▸ Exercise: Print the lines from the one that contains "Write the React, TypeScript" to the one that contains "const [text, setText]", inclusive, exactly as they appear, and please drop any pictures.

[Dataset items]
__________

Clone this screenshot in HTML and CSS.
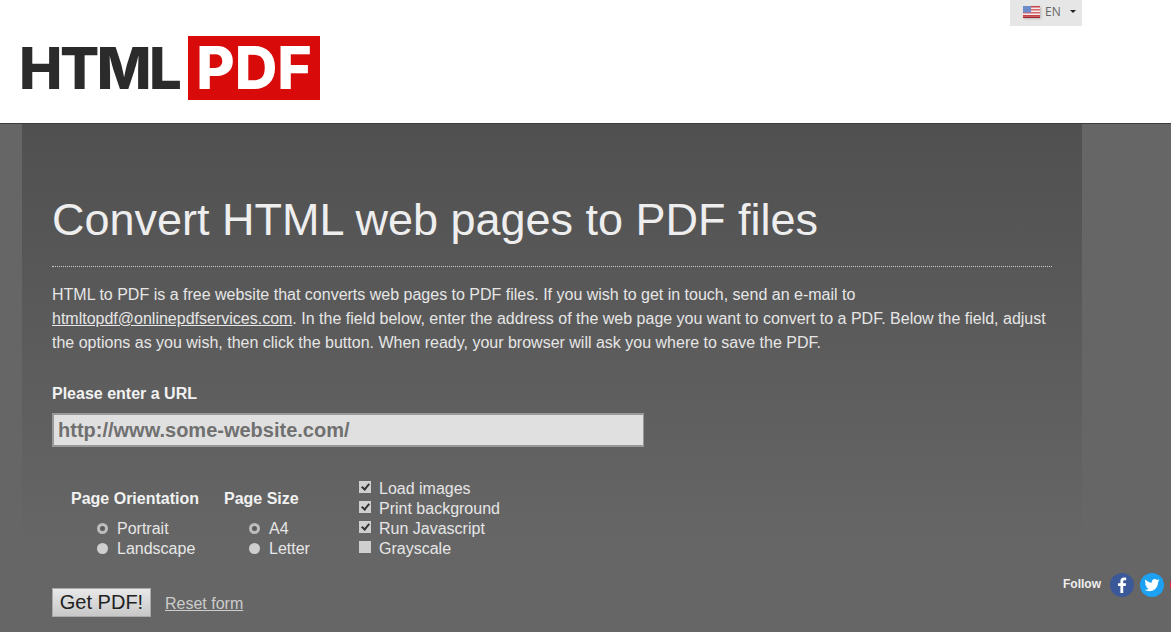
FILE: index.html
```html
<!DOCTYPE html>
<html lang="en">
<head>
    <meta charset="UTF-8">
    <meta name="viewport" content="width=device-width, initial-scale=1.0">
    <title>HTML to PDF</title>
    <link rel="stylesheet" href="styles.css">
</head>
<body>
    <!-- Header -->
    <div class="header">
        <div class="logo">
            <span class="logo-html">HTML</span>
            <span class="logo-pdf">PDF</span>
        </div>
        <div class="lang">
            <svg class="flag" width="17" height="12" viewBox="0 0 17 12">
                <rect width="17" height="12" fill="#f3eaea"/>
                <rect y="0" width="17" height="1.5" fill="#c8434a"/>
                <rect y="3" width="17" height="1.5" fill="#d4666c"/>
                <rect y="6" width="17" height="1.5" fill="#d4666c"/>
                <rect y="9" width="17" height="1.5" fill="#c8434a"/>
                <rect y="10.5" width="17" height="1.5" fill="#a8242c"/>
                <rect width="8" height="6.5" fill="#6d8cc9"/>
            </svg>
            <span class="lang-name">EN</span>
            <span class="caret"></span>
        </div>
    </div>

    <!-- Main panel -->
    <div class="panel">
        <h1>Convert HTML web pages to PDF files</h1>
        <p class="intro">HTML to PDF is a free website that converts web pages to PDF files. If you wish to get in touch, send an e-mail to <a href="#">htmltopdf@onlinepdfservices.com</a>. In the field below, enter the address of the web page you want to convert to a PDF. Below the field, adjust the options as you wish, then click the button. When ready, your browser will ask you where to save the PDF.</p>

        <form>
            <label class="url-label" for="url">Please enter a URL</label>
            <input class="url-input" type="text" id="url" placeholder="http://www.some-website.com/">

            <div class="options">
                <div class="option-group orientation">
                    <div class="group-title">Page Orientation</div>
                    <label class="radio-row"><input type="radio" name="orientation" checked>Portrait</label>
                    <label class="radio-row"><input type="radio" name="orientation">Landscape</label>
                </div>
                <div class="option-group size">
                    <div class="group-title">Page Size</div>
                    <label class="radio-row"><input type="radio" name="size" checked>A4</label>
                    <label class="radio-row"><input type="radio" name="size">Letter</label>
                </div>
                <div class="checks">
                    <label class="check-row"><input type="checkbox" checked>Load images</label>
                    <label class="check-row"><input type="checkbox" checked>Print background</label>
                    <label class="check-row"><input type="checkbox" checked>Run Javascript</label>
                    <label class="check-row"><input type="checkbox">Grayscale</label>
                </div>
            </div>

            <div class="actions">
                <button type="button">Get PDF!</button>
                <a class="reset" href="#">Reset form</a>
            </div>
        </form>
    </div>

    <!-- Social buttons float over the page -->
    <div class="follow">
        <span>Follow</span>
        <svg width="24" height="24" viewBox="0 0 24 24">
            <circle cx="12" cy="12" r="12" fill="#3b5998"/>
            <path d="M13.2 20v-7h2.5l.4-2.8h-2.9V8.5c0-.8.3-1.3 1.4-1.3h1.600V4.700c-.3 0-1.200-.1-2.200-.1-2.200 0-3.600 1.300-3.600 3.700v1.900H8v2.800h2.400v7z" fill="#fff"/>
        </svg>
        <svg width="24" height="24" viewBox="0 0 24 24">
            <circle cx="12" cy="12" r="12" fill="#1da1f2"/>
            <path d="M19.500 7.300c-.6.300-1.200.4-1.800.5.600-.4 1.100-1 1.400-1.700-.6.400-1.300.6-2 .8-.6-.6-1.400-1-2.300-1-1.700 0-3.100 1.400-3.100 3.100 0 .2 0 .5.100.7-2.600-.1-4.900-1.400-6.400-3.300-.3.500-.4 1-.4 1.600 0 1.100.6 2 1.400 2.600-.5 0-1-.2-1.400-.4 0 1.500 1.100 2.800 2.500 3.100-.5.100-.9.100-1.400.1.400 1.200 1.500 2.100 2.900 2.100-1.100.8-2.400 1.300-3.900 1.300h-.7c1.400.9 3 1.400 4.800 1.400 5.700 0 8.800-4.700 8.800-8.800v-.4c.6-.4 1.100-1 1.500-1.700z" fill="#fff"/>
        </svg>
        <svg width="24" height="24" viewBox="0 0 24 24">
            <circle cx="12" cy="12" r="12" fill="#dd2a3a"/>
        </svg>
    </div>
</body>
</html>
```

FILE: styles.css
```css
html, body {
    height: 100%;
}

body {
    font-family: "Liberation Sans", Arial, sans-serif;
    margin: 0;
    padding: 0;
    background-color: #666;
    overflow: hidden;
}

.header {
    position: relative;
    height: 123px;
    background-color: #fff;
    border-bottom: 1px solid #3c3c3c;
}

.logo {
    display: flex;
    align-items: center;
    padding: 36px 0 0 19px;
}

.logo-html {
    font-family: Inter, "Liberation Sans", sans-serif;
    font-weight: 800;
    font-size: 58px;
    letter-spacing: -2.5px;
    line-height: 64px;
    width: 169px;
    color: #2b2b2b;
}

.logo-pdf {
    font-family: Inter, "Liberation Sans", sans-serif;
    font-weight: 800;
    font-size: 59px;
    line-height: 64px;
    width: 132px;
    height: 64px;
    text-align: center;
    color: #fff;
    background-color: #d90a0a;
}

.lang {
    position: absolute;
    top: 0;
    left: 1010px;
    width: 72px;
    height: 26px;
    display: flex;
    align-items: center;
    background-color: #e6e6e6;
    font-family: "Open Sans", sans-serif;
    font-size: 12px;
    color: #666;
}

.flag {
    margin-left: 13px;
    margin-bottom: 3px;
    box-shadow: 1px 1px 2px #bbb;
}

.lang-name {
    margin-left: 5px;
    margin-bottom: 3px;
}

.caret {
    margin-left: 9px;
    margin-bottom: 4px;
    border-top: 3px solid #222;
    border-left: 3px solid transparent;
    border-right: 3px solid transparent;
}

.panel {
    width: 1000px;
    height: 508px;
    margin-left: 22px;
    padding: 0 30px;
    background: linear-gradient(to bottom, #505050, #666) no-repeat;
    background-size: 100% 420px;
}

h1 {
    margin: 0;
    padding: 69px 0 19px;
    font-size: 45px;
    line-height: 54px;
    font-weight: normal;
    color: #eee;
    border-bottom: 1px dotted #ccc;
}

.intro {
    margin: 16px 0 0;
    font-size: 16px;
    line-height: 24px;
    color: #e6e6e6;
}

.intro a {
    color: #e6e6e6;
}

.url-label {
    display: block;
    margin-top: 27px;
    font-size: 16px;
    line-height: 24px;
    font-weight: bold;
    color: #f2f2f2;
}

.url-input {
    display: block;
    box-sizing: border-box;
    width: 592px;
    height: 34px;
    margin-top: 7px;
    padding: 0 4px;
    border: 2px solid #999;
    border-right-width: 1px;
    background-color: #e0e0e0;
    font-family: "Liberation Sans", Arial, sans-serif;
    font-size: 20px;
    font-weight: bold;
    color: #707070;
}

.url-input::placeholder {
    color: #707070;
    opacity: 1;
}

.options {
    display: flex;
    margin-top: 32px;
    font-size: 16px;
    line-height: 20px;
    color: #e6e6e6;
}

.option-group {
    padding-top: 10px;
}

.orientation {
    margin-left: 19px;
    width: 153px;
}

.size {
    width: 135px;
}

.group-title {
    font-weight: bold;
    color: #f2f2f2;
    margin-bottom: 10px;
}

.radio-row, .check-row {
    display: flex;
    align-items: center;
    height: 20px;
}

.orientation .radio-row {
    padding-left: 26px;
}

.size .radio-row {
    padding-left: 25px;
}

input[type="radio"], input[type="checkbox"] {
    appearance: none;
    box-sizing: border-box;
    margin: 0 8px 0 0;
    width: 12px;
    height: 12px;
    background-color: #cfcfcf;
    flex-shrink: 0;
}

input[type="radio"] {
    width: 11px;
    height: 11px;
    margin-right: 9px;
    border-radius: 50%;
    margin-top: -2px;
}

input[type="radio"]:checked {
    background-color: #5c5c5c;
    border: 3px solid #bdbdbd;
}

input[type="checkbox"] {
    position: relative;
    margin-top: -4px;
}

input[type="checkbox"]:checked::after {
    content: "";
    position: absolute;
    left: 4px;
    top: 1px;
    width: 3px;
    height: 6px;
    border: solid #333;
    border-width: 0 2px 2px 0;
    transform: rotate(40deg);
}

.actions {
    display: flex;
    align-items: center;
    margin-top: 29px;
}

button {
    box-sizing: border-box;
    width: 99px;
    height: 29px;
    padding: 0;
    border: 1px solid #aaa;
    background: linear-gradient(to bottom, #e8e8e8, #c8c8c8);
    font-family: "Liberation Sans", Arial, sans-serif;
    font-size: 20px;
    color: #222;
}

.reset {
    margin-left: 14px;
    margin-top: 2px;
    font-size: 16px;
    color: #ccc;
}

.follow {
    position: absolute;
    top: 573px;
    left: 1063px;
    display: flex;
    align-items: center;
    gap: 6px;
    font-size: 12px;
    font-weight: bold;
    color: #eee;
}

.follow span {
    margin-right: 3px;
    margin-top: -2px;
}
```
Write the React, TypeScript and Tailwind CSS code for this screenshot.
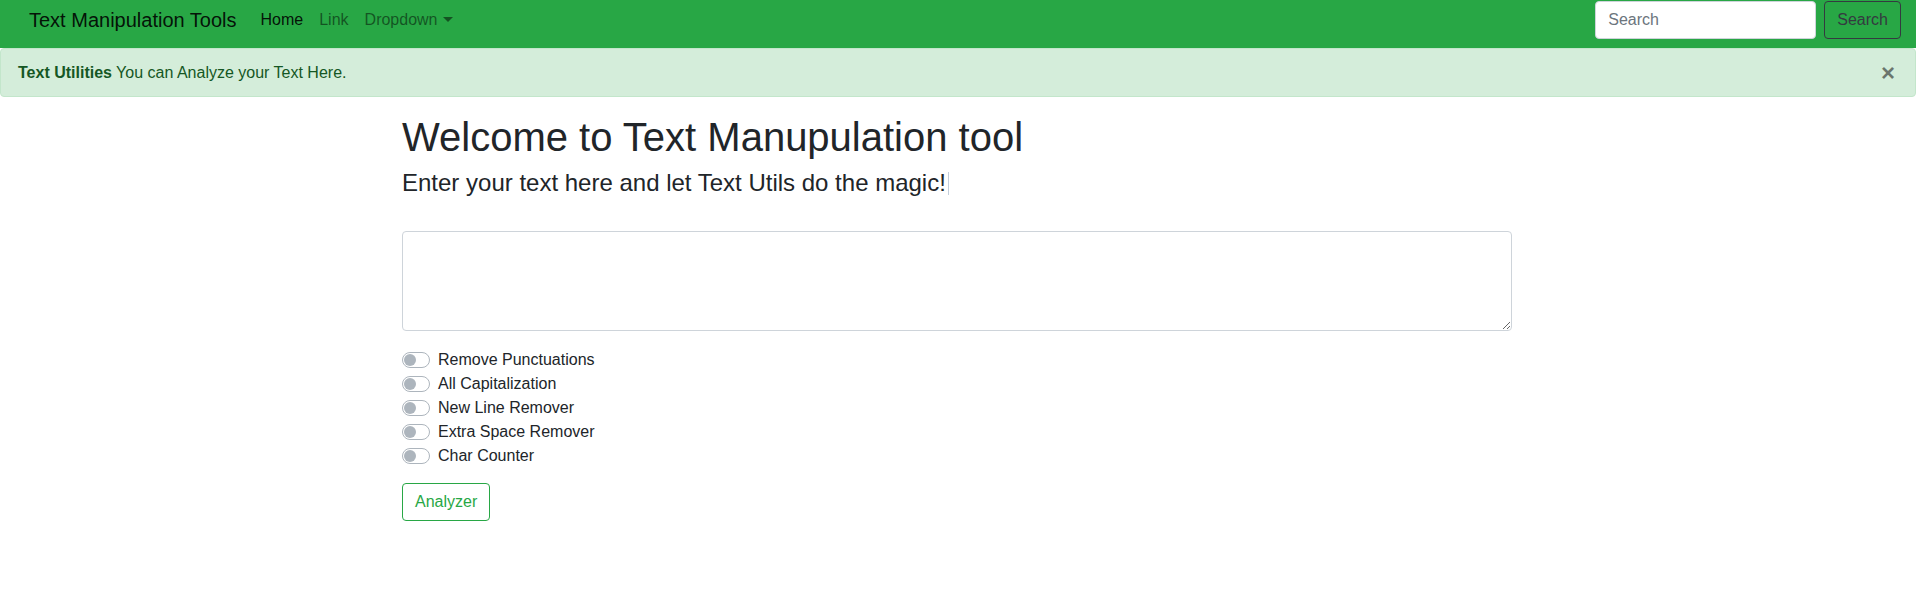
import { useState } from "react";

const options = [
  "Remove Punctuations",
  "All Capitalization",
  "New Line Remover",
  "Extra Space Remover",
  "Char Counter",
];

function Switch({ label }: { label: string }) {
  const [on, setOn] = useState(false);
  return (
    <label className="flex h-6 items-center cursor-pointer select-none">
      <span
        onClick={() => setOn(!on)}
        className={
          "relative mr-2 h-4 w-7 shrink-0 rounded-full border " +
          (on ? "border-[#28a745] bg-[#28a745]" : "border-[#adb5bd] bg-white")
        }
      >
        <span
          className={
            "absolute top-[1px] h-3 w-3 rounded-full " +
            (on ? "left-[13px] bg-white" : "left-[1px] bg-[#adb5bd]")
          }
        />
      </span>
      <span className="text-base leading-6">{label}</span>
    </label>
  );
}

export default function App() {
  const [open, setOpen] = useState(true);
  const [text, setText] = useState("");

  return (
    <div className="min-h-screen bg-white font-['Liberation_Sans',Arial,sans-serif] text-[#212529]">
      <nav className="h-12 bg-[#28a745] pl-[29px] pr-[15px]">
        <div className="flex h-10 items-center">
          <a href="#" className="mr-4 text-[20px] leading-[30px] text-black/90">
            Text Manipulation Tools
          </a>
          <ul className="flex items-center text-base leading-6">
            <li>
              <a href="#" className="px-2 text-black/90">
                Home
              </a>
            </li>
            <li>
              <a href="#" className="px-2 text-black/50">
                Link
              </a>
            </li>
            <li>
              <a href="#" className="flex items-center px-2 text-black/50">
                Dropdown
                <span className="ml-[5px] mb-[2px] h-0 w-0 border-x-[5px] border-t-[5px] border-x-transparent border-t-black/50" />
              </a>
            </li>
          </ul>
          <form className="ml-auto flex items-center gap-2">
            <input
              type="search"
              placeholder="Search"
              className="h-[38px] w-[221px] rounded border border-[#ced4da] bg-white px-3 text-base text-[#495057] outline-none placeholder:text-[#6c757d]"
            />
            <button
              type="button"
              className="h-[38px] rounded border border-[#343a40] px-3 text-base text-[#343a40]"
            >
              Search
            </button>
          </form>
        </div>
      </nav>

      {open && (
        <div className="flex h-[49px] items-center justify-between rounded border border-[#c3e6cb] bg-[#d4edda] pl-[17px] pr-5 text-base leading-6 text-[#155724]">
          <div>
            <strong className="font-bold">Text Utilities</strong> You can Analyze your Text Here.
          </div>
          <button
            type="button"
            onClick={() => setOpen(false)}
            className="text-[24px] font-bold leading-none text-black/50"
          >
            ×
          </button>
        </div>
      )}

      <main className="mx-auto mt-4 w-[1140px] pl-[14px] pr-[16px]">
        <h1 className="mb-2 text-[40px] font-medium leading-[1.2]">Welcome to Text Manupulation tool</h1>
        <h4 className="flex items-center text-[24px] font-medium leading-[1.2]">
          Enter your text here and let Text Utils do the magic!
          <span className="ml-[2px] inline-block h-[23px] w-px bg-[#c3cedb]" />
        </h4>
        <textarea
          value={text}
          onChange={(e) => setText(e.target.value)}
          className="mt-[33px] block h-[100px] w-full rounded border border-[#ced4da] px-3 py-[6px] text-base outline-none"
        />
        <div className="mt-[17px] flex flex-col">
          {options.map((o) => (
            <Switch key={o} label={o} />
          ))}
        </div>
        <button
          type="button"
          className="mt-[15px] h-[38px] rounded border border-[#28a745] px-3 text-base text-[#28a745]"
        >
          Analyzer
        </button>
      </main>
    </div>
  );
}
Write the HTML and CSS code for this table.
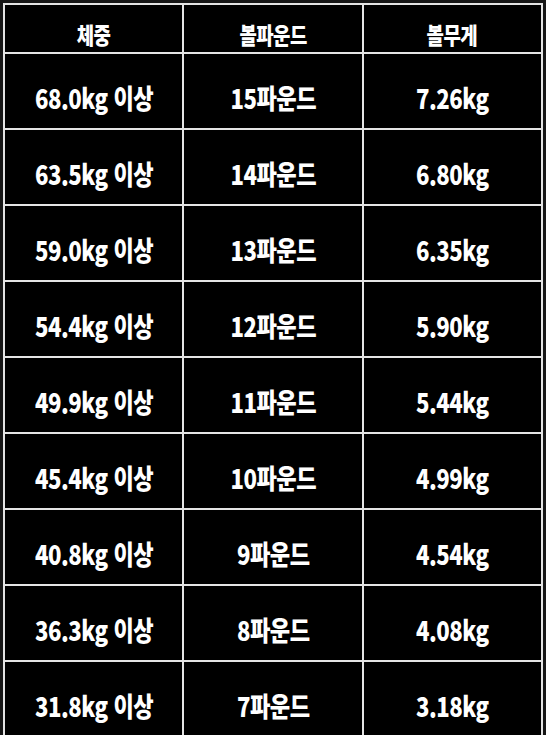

__________

▸ Result below:
Write the React, TypeScript and Tailwind CSS code for this screenshot.
import { useState } from "react";

const options = [
  "Remove Punctuations",
  "All Capitalization",
  "New Line Remover",
  "Extra Space Remover",
  "Char Counter",
];

function Switch({ label }: { label: string }) {
  const [on, setOn] = useState(false);
  return (
    <label className="flex h-6 items-center cursor-pointer select-none">
      <span
        onClick={() => setOn(!on)}
        className={
          "relative mr-2 h-4 w-7 shrink-0 rounded-full border " +
          (on ? "border-[#28a745] bg-[#28a745]" : "border-[#adb5bd] bg-white")
        }
      >
        <span
          className={
            "absolute top-[1px] h-3 w-3 rounded-full " +
            (on ? "left-[13px] bg-white" : "left-[1px] bg-[#adb5bd]")
          }
        />
      </span>
      <span className="text-base leading-6">{label}</span>
    </label>
  );
}

export default function App() {
  const [open, setOpen] = useState(true);
  const [text, setText] = useState("");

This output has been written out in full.